He stabbed his Iranian Kurdish wife Shadi Afraziyan, aged 36, 18 times on December 29, 2011, at their home in Newhampton Road West in Whitmore Reans, Wolverhampton.

But authorities including the UK Border Agency had known since shortly after their arrival in the UK three years earlier that he was showing signs of depression.

In a 123-page report, the Safer Wolverhampton Partnership admitted that authorities could have predicted that Mrs Afraziyan or her son were at risk of serious injury or harm due to Shiraziyan's mental illness. He was declared unfit to plead when he appeared in court in January.

The report revealed there were other occasions when fears about his mental health were raised. The family arrived from Iran in 2008 and were temporarily housed in Birmingham before settling in Wolverhampton.

Shiraziyan had threatened to kill himself, his wife and his child and set a GP surgery alight in 2009. And Mrs Afraziyan had also told the UKBA in early 2011 that 'he hurts himself, he hurts us. He is not normal.
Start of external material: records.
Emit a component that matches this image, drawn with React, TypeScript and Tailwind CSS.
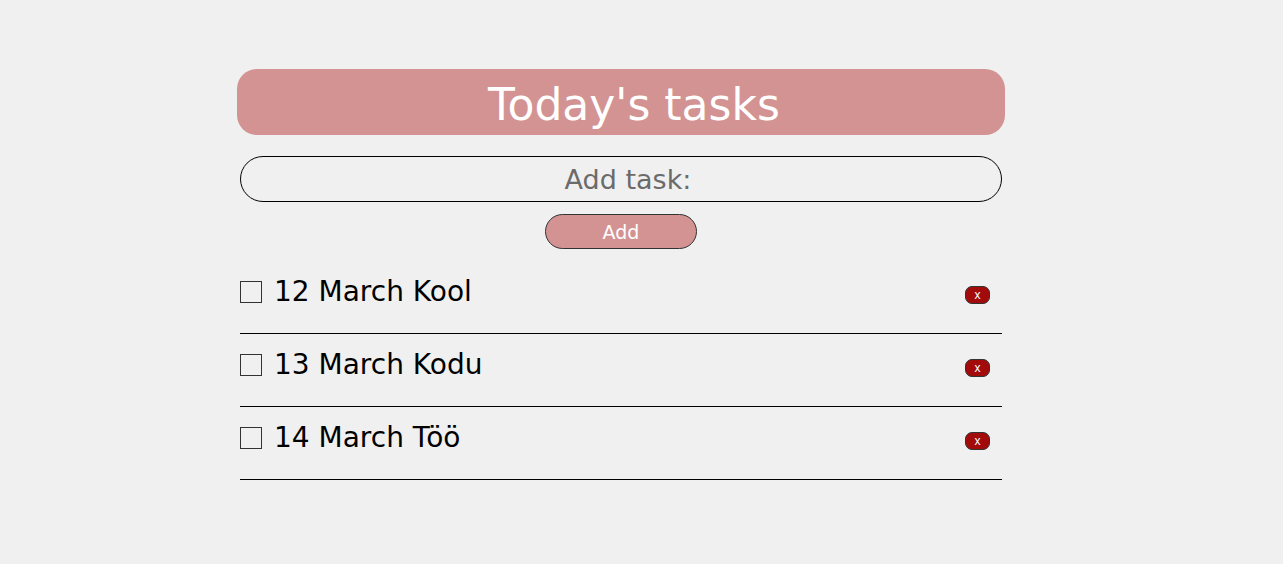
import React, { useState } from 'react';

interface Task {
  id: number;
  text: string;
  done: boolean;
}

const initialTasks: Task[] = [
  { id: 1, text: '12 March Kool', done: false },
  { id: 2, text: '13 March Kodu', done: false },
  { id: 3, text: '14 March Töö', done: false },
];

export default function App() {
  const [tasks, setTasks] = useState<Task[]>(initialTasks);
  const [draft, setDraft] = useState('');

  const addTask = () => {
    if (!draft.trim()) return;
    setTasks([...tasks, { id: Date.now(), text: draft.trim(), done: false }]);
    setDraft('');
  };

  const toggleTask = (id: number) => {
    setTasks(tasks.map(t => (t.id === id ? { ...t, done: !t.done } : t)));
  };

  const removeTask = (id: number) => {
    setTasks(tasks.filter(t => t.id !== id));
  };

  return (
    <div className="min-h-[564px] bg-[#f0f0f0] pt-[69px] font-['Comic_Sans_MS','DejaVu_Sans',sans-serif]">
      <div className="ml-[237px] w-[768px]">
        {/* Header */}
        <div className="flex h-[66px] items-center justify-center rounded-[20px] bg-[#d39393] pl-[26px] pt-[5px]">
          <h1 className="text-[44px] leading-none text-white">Today's tasks</h1>
        </div>

        <div className="px-[3px]">
          {/* Input */}
          <input
            type="text"
            value={draft}
            placeholder="Add task:"
            onChange={e => setDraft(e.target.value)}
            className="mt-[21px] block h-[46px] w-full rounded-full border border-black bg-[#f0f0f0] pl-[14px] text-center text-[27px] text-[#555] outline-none placeholder:text-[#6b6b6b]"
          />

          <div className="mt-[12px] flex justify-center">
            <button
              onClick={addTask}
              className="h-[35px] w-[152px] rounded-full border border-[#333] bg-[#d39393] pt-[2px] text-[19px] text-white"
            >
              Add
            </button>
          </div>

          {/* Task list */}
          <ul className="mt-[12px]">
            {tasks.map(task => (
              <li
                key={task.id}
                className="flex h-[73px] items-center border-b border-black pb-[10px]"
              >
                <input
                  type="checkbox"
                  checked={task.done}
                  onChange={() => toggleTask(task.id)}
                  className="h-[22px] w-[22px] appearance-none border border-[#333] bg-[#f0f0f0] checked:bg-[#d39393]"
                />
                <span className={`ml-[12px] text-[28px] text-black ${task.done ? 'line-through' : ''}`}>
                  {task.text}
                </span>
                <button
                  onClick={() => removeTask(task.id)}
                  className="ml-auto mr-[12px] mt-[5px] flex h-[18px] w-[25px] items-center justify-center rounded-[7px] border border-[#333] bg-[#a30b0b] font-['Liberation_Sans',sans-serif] text-[12px] leading-none text-white"
                >
                  x
                </button>
              </li>
            ))}
          </ul>
        </div>
      </div>
    </div>
  );
}
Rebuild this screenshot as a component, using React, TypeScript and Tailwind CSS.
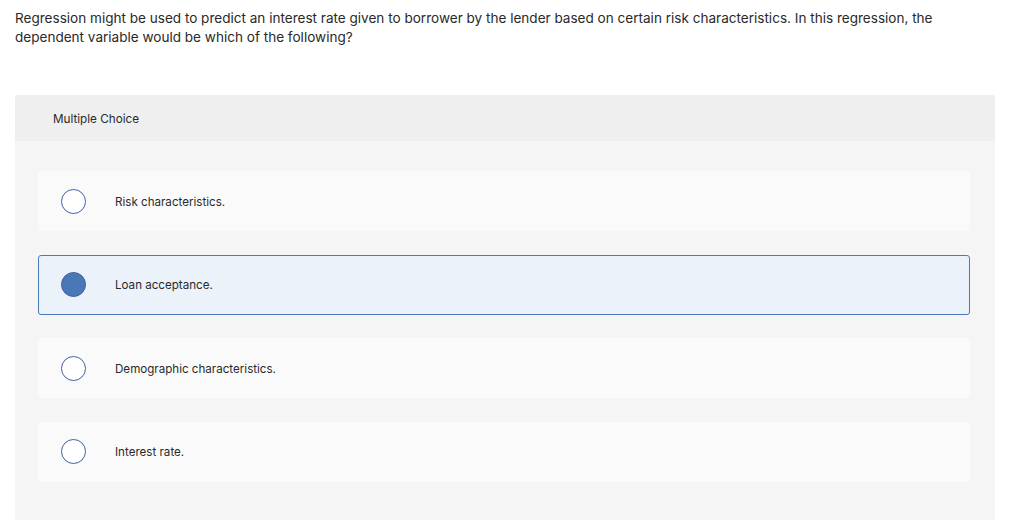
import React from "react";

const options = [
  { label: "Risk characteristics.", selected: false },
  { label: "Loan acceptance.", selected: true },
  { label: "Demographic characteristics.", selected: false },
  { label: "Interest rate.", selected: false },
];

export default function App() {
  return (
    <div
      className="w-[1024px] h-[520px] overflow-hidden bg-white text-[#2a2a2a]"
      style={{ fontFamily: "Inter, 'Open Sans', sans-serif" }}
    >
      <div className="pl-[15px] pt-[9px] text-[13.55px] leading-[19px] w-[975px]">
        Regression might be used to predict an interest rate given to borrower by the lender based on certain risk
        characteristics. In this regression, the dependent variable would be which of the following?
      </div>
      <div className="mx-[15px] mt-[48px] w-[980px] rounded-t-[3px] bg-[#f5f5f5] h-[500px]">
        <div className="h-[46px] bg-[#efefef] rounded-t-[3px] flex items-center pl-[38px] pt-[4px] text-[11.7px]">
          Multiple Choice
        </div>
        <div className="pt-[30px] pl-[23px] pr-[25px] flex flex-col gap-[23.5px]">
          {options.map((o) => (
            <div
              key={o.label}
              className={
                "h-[60px] rounded-[3px] flex items-center text-[11.6px] " +
                (o.selected
                  ? "bg-[#ebf2fa] border border-[#4a7ab9] pl-[22px]"
                  : "bg-[#fafafa] pl-[23px]")
              }
            >
              <span
                className={
                  "w-[25px] h-[25px] rounded-full border shrink-0 " +
                  (o.selected ? "bg-[#4a77b6] border-[#3d64a0]" : "bg-white border-[#3d64a0]")
                }
              />
              <span className="ml-[29px] pt-[3px]">{o.label}</span>
            </div>
          ))}
        </div>
      </div>
    </div>
  );
}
This is difficult for me and my son'.

She also complained to the Community Mental Health Team in March of that year that her husband had threatened to kill her and her son with a knife and that they had fled their house 'in fear for their own safety'.

Shiraziyan was taken to a psychiatric hospital and his wife told housing authorities that she did not want her husband to move to a new home with her. She later changed her mind despite advice that he should have only supervised contact with their son.

The report made 24 recommendations including insisting that agencies review their internal training and show they are 'fit for purpose'. The council's chief executive Simon Warren said:

"The commissioning of this independent review, which examines the circumstances of this very tragic case in forensic detail, is a mark of our determination to learn from our involvement in the lives of these vulnerable family members.

"It is clear that all three members of this family were vulnerable people, living in a foreign country, removed from close relatives and without a good command of the English language.

"It is the review's conclusions that give us most pause for thought: her death was preventable and a serious injury or harm to either her or her child was predictable."

The different authorities involved come under the collective title of Safer Wolverhampton Partnership.

Asked if anyone had been sacked or disciplined as a result of the case, Mr Warren said: "The purpose of the review is for us to consider how, as a partnership of agencies, we might have worked more effectively.

"It's not the function of the review to discipline individuals – that is a matter for individual organisations."

He added: "Safer Wolverhampton Partnership has taken on board all 24 of the review's recommendations.

"Most of them have been addressed already and we continue to work together to ensure those recommendations are acted upon.

"In doing so, we have kept to the fore the horrific facts of this case. A young boy must grow up without his mother. A family is destroyed.

"The underlying issue for the whole partnership centres on how agencies work together and how they communicate with each other."